** Start DATA BLOCK **

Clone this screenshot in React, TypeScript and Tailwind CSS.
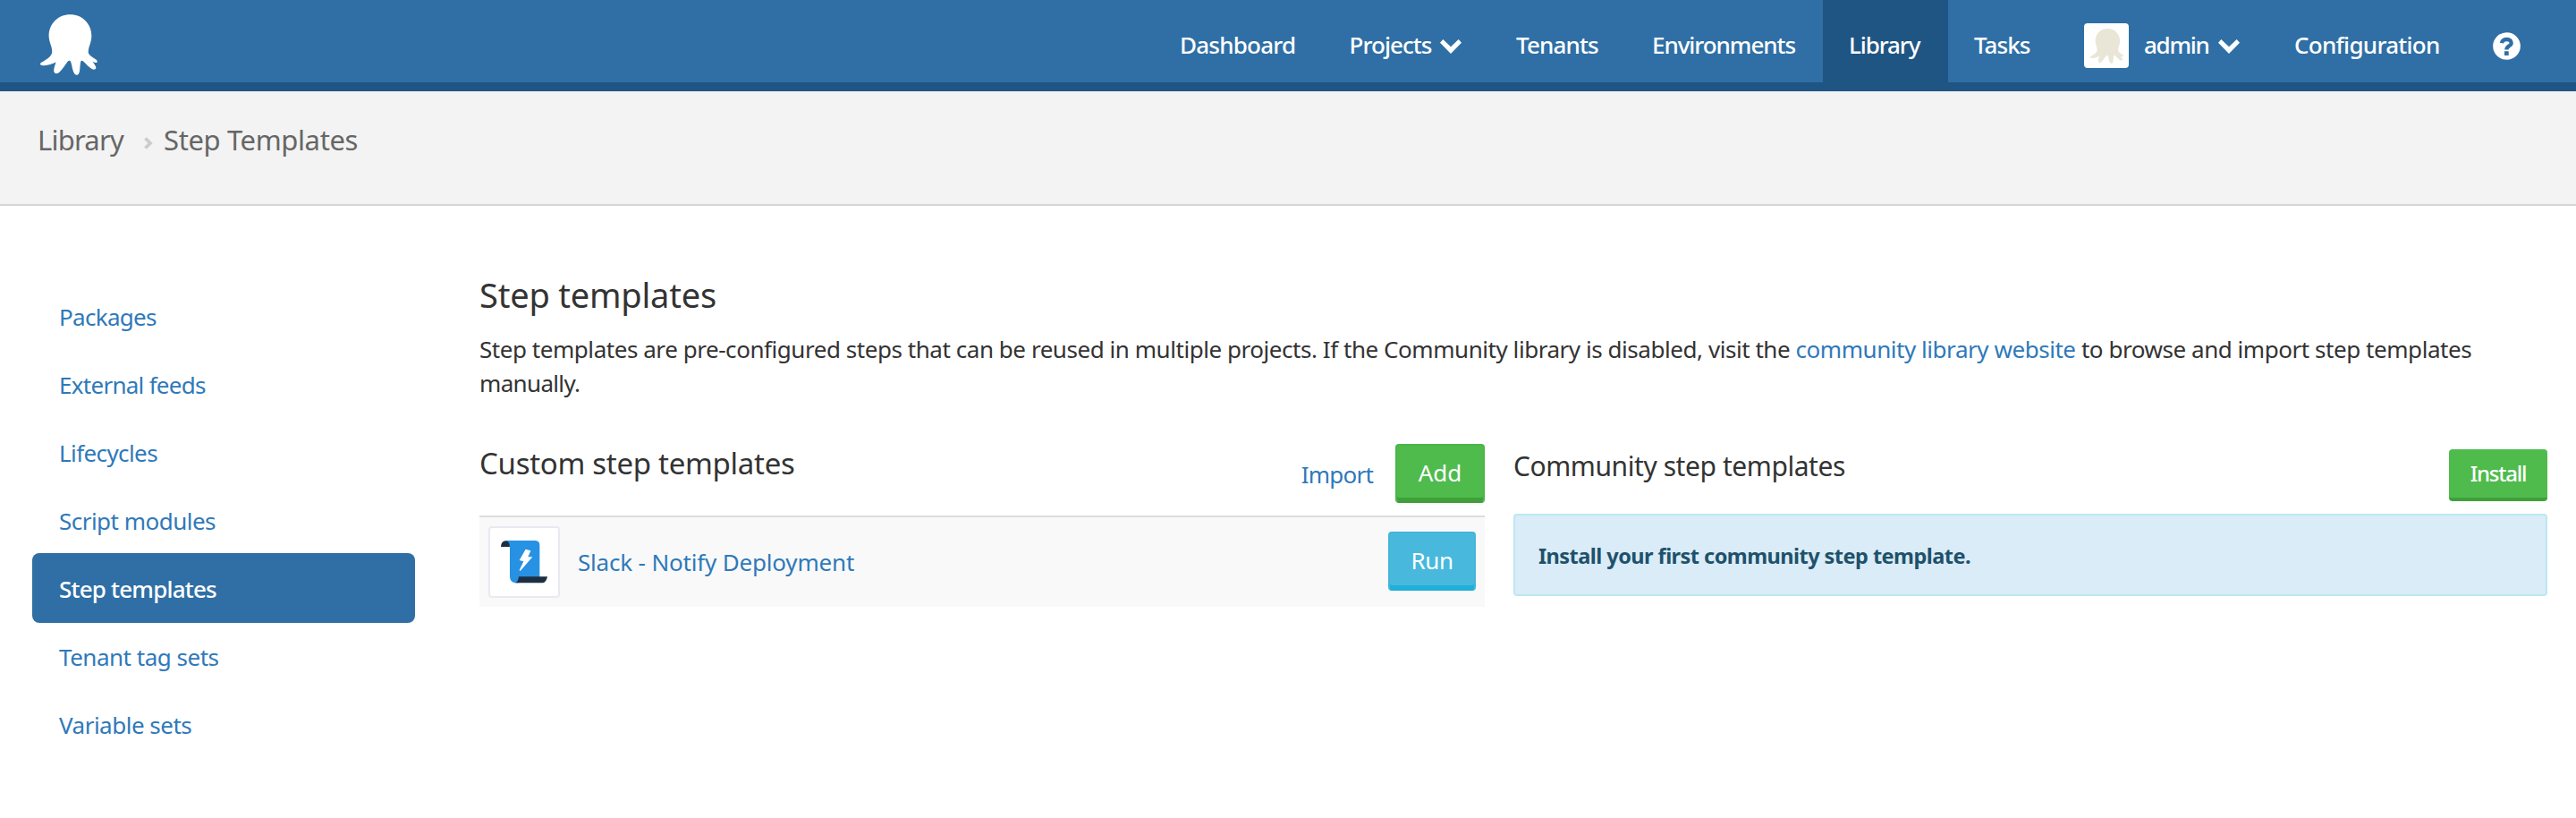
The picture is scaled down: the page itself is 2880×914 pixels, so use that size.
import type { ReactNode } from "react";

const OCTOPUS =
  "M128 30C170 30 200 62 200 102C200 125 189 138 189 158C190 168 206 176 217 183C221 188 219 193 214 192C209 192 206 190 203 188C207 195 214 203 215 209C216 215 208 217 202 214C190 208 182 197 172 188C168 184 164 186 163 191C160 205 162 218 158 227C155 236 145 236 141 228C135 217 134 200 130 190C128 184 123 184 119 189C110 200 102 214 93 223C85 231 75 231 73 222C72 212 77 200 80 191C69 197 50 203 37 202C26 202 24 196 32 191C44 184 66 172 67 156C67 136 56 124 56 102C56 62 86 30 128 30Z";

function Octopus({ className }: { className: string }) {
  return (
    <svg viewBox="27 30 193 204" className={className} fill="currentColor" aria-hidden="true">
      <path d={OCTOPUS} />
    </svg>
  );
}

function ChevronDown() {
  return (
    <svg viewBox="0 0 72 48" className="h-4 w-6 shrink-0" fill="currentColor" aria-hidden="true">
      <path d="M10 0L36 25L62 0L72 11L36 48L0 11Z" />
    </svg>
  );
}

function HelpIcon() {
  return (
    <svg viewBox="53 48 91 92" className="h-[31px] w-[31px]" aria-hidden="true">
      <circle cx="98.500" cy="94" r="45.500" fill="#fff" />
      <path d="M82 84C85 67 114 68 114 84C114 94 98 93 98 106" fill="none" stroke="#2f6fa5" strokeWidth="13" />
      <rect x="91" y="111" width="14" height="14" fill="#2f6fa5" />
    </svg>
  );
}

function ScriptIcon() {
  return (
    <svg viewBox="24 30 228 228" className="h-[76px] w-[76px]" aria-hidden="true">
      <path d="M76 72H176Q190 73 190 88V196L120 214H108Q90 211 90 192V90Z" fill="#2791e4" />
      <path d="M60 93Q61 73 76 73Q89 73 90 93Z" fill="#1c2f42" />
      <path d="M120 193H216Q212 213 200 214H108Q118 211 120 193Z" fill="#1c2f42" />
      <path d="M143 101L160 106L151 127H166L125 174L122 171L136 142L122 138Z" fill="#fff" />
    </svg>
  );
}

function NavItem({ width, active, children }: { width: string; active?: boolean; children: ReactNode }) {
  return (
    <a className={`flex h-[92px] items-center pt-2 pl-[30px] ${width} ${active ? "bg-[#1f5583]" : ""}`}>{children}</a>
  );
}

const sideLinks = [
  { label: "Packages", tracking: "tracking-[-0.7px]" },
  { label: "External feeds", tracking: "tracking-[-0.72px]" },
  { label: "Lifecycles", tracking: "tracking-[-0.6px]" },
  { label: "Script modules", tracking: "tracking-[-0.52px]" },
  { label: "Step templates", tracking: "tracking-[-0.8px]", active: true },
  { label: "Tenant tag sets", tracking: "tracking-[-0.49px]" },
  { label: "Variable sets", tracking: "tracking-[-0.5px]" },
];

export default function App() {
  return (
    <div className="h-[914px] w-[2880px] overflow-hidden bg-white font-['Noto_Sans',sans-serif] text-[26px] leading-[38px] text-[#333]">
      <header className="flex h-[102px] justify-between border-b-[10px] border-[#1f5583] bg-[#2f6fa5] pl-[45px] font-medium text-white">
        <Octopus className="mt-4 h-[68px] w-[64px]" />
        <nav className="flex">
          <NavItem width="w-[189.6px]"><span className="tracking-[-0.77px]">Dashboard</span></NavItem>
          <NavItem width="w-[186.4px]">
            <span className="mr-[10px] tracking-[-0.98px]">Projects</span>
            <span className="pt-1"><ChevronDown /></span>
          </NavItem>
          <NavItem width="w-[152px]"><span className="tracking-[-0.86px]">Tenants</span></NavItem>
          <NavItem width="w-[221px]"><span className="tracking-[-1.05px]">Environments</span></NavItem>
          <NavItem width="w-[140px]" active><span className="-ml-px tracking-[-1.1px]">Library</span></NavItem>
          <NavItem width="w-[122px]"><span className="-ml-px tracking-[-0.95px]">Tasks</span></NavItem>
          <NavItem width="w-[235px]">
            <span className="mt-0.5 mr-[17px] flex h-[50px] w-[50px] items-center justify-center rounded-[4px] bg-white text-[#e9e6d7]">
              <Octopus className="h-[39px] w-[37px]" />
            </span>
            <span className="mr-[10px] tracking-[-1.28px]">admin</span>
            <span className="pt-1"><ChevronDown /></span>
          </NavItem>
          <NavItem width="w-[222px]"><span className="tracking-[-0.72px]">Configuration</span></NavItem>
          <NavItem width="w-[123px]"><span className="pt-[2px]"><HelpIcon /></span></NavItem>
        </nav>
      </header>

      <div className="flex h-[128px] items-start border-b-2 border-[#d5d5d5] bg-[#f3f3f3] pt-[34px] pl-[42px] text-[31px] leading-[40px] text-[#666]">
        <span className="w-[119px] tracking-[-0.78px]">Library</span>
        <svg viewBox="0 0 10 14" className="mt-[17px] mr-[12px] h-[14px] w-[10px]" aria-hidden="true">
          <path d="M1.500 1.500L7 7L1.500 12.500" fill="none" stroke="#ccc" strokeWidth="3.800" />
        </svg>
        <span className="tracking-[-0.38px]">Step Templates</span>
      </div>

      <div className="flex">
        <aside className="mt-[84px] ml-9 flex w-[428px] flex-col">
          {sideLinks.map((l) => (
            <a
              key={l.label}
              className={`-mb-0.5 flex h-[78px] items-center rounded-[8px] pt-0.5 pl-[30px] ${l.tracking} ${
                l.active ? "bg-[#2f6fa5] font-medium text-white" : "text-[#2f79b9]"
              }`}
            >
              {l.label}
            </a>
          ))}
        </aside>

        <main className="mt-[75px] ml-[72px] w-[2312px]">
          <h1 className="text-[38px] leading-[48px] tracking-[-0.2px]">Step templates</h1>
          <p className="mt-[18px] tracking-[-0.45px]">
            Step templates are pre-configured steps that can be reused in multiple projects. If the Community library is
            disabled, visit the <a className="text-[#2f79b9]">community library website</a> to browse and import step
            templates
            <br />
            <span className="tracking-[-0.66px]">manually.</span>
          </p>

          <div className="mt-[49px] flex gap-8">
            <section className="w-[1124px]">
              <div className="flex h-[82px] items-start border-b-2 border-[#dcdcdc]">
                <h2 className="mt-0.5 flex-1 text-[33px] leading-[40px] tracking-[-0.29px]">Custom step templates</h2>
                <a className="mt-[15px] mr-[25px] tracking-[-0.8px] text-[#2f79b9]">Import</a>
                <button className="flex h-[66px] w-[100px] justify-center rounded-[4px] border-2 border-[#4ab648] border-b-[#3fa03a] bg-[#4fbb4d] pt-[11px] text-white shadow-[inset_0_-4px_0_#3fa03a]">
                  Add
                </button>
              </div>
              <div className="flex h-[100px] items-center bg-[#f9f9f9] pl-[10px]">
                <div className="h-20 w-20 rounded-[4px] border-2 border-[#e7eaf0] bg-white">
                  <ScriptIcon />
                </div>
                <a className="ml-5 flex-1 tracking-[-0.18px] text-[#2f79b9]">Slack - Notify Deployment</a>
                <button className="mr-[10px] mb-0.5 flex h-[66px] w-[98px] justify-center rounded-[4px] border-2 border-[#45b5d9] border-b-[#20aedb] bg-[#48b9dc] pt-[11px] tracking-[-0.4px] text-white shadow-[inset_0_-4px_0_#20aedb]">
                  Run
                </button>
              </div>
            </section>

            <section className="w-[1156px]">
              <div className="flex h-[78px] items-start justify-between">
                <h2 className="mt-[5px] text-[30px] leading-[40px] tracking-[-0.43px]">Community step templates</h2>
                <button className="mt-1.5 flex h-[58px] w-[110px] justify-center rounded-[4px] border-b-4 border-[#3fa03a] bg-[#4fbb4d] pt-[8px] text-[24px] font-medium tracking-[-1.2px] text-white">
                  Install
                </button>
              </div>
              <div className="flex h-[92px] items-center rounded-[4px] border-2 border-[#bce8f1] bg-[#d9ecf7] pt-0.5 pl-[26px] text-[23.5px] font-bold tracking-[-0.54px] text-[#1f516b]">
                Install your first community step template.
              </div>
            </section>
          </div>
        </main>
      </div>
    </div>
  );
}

** End DATA BLOCK **

YOUR TASK –
Starting with the first line of the data above and ending with the line containing "30C170 30 200", please restate every line exactly, leaving images out.

EXERCISE ANSWER –
Clone this screenshot in React, TypeScript and Tailwind CSS.
The picture is scaled down: the page itself is 2880×914 pixels, so use that size.
import type { ReactNode } from "react";

const OCTOPUS =
  "M128 30C170 30 200 62 200 102C200 125 189 138 189 158C190 168 206 176 217 183C221 188 219 193 214 192C209 192 206 190 203 188C207 195 214 203 215 209C216 215 208 217 202 214C190 208 182 197 172 188C168 184 164 186 163 191C160 205 162 218 158 227C155 236 145 236 141 228C135 217 134 200 130 190C128 184 123 184 119 189C110 200 102 214 93 223C85 231 75 231 73 222C72 212 77 200 80 191C69 197 50 203 37 202C26 202 24 196 32 191C44 184 66 172 67 156C67 136 56 124 56 102C56 62 86 30 128 30Z";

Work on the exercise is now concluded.